ペンを止めてみる

子供の頃から文房具に対して、何とも言えない憧れのようなものを持っていました。今はあまり見なくなった文房具屋さんに行くと、ワクワクさせられるようなものが店中の棚に陳列されているのを見て、ちょっと興奮したものです。

実はその傾向は今でも若干残っていて、ノートやペンなどが沢山おいてある店舗に行くと、使い道などないクセに欲しくなってしまいます。

その中でも特別なのは、万年筆やボールペンなどの筆記用具ですね。様々な色のインクやら、太字用や細字用など、これでもかと言うぐらいの種類があります。

今日お話ししたかったのは、筆記用具についてではないのですが、ある細字用のペンがあると想像してみてください。

あなたは今そのペンを使って、半紙のような白くてすぐにインクを吸い込んでしまう紙の上に、そのペンで線を引いています。

自分自身がそのペン先の「点」になったつもりで、自由にすばらしい線や、図形を描いてみて下さい。時には、文字を書いたり、気に入った何かの形を描いたりします。

そしてこのようにイメージすることもできます。自分はペン先の点であり、点が動いた軌跡が人生というストーリーを表わしているのだと。

自分が「点」だからこそ、自分が動くことによってすばらしいものを描くことができる、それが人生の成果というものです。

もしも、その点を動かさずにじっとしていると、インクが滲んできて、みるみるうちに大きなインクの円ができてしまうことを知っています。

そうなると、せっかく描いた大切な成果物が台無しになってしまうので、一秒たりとも静止していることはできなくなってしまいます。

つまり、絶えず何かを描きつつ動き回っていなければならないということです。しかし、一度勇気を持って立ち止まり、そこで本当に自分に何が起こるのか見て欲しいのです。

実は、静止した直後から滲み出てくるインクによって広がる、その円こそが本当の本当の自己の本質なのです。このことは、少しでも静止することができた人でないと分かりません。

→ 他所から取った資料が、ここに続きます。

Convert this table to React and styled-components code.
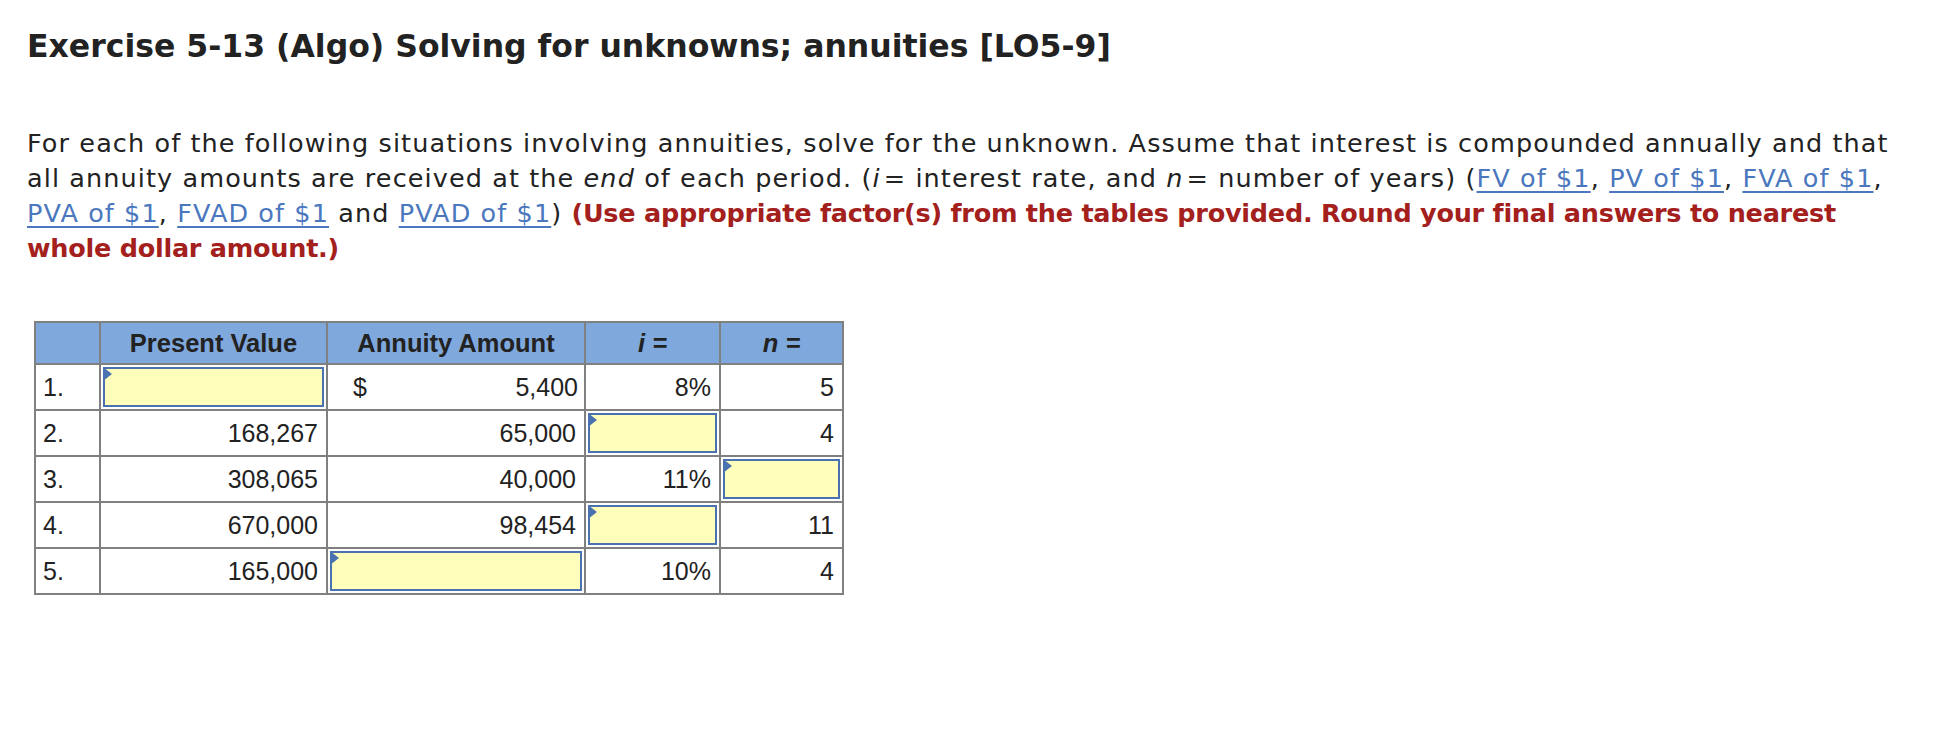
import styled, { createGlobalStyle } from "styled-components";

const Global = createGlobalStyle`
  html, body { margin: 0; padding: 0; background: #fff; }
  body { font-family: "DejaVu Sans", "Liberation Sans", sans-serif; color: #222; }
`;

const Page = styled.div`
  padding: 24px 0 40px 27px;
`;

const Title = styled.h1`
  font-size: 31.5px;
  font-weight: 700;
  line-height: 44px;
  margin: 0 0 58px;
  color: #222;
`;

const Intro = styled.p`
  font-size: 25.5px;
  letter-spacing: 1.1px;
  line-height: 35px;
  white-space: nowrap;
  margin: 0 0 55px;
  color: #222;
`;

const Var = styled.em`
  font-style: italic;
  margin-right: ${(p) => (p.$tight ? "3px" : "0")};
`;

const Ref = styled.a`
  color: #4a77bd;
  text-decoration: underline;
  text-decoration-thickness: 2px;
  text-underline-offset: 4px;
`;

const Note = styled.strong`
  color: #a3201d;
  font-weight: 700;
  letter-spacing: -0.25px;
`;

const Table = styled.table`
  margin-left: 7px;
  border-collapse: collapse;
  font-family: "Liberation Sans", Arial, sans-serif;
  font-size: 25px;
  color: #222;
  td, th { border: 2px solid #808080; padding: 0; }
  tbody tr { height: 46px; }
`;

const Head = styled.th`
  background: #7fa8dd;
  height: 40px;
  width: ${(p) => p.$w}px;
  font-size: 25.5px;
  font-weight: 700;
  text-align: center;
  font-style: ${(p) => (p.$italic ? "italic" : "normal")};
`;

const Cell = styled.td`
  text-align: ${(p) => (p.$left ? "left" : "right")};
  padding: ${(p) => (p.$left ? "0 0 0 7px" : "0 8px 0 0")} !important;
`;

const MoneyCell = styled.td`
  padding: 0 6px 0 25px !important;
`;

const Money = styled.div`
  display: flex;
  justify-content: space-between;
`;

const InputCell = styled.td`
  padding: 2px !important;
`;

const Entry = styled.div`
  position: relative;
  height: 40px;
  box-sizing: border-box;
  background: #ffffbb;
  border: 2px solid #4a72b0;
  &::before {
    content: "";
    position: absolute;
    left: -2px;
    top: -2px;
    border-top: 7px solid transparent;
    border-bottom: 7px solid transparent;
    border-left: 9px solid #4a72b0;
  }
`;

const rows = [
  { n: "1.", pv: null, amt: "5,400", money: true, i: "8%", yrs: "5" },
  { n: "2.", pv: "168,267", amt: "65,000", i: null, yrs: "4" },
  { n: "3.", pv: "308,065", amt: "40,000", i: "11%", yrs: null },
  { n: "4.", pv: "670,000", amt: "98,454", i: null, yrs: "11" },
  { n: "5.", pv: "165,000", amt: null, i: "10%", yrs: "4" },
];

function Value({ v }) {
  if (v == null)
    return (
      <InputCell>
        <Entry />
      </InputCell>
    );
  return <Cell>{v}</Cell>;
}

export default function App() {
  return (
    <Page>
      <Global />
      <Title>Exercise 5-13 (Algo) Solving for unknowns; annuities [LO5-9]</Title>
      <Intro>
        For each of the following situations involving annuities, solve for the unknown. Assume that
        interest is compounded annually and that
        <br />
        all annuity amounts are received at the <Var>end</Var> of each period. (<Var $tight>i</Var>= interest
        rate, and <Var $tight>n</Var>= number of years) (<Ref href="#">FV of $1</Ref>,{" "}
        <Ref href="#">PV of $1</Ref>, <Ref href="#">FVA of $1</Ref>,
        <br />
        <Ref href="#">PVA of $1</Ref>, <Ref href="#">FVAD of $1</Ref> and <Ref href="#">PVAD of $1</Ref>){" "}
        <Note>
          (Use appropriate factor(s) from the tables provided. Round your final answers to nearest
          <br />
          whole dollar amount.)
        </Note>
      </Intro>

      <Table>
        <thead>
          <tr>
            <Head $w={63} />
            <Head $w={225}>Present Value</Head>
            <Head $w={256}>Annuity Amount</Head>
            <Head $w={133} $italic>i =</Head>
            <Head $w={121} $italic>n =</Head>
          </tr>
        </thead>
        <tbody>
          {rows.map((r) => (
            <tr key={r.n}>
              <Cell $left>{r.n}</Cell>
              <Value v={r.pv} />
              {r.money ? (
                <MoneyCell>
                  <Money>
                    <span>$</span>
                    <span>{r.amt}</span>
                  </Money>
                </MoneyCell>
              ) : (
                <Value v={r.amt} />
              )}
              <Value v={r.i} />
              <Value v={r.yrs} />
            </tr>
          ))}
        </tbody>
      </Table>
    </Page>
  );
}
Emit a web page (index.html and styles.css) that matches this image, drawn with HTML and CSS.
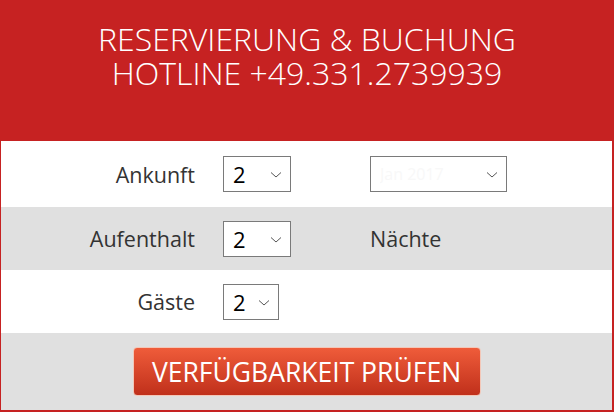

必死になって、ひっきりなしに何かを描き続けないと自分がいなくなってしまう、自分の価値がなくなってしまうという恐れに突き動かされているために、広がっている自己に気づくことができないでいるのです。

何かをしなければとか、何かを探さねば、何とかしなければ、どこかの方角へ進まねばなど、こうしたことをすべてやめて、ただそこに立ち尽くすことです。

そのときにこそ、自分の本当の姿に出会うことができるのです。それは、全体であり、「今」であり、そして静寂そのものなのですね。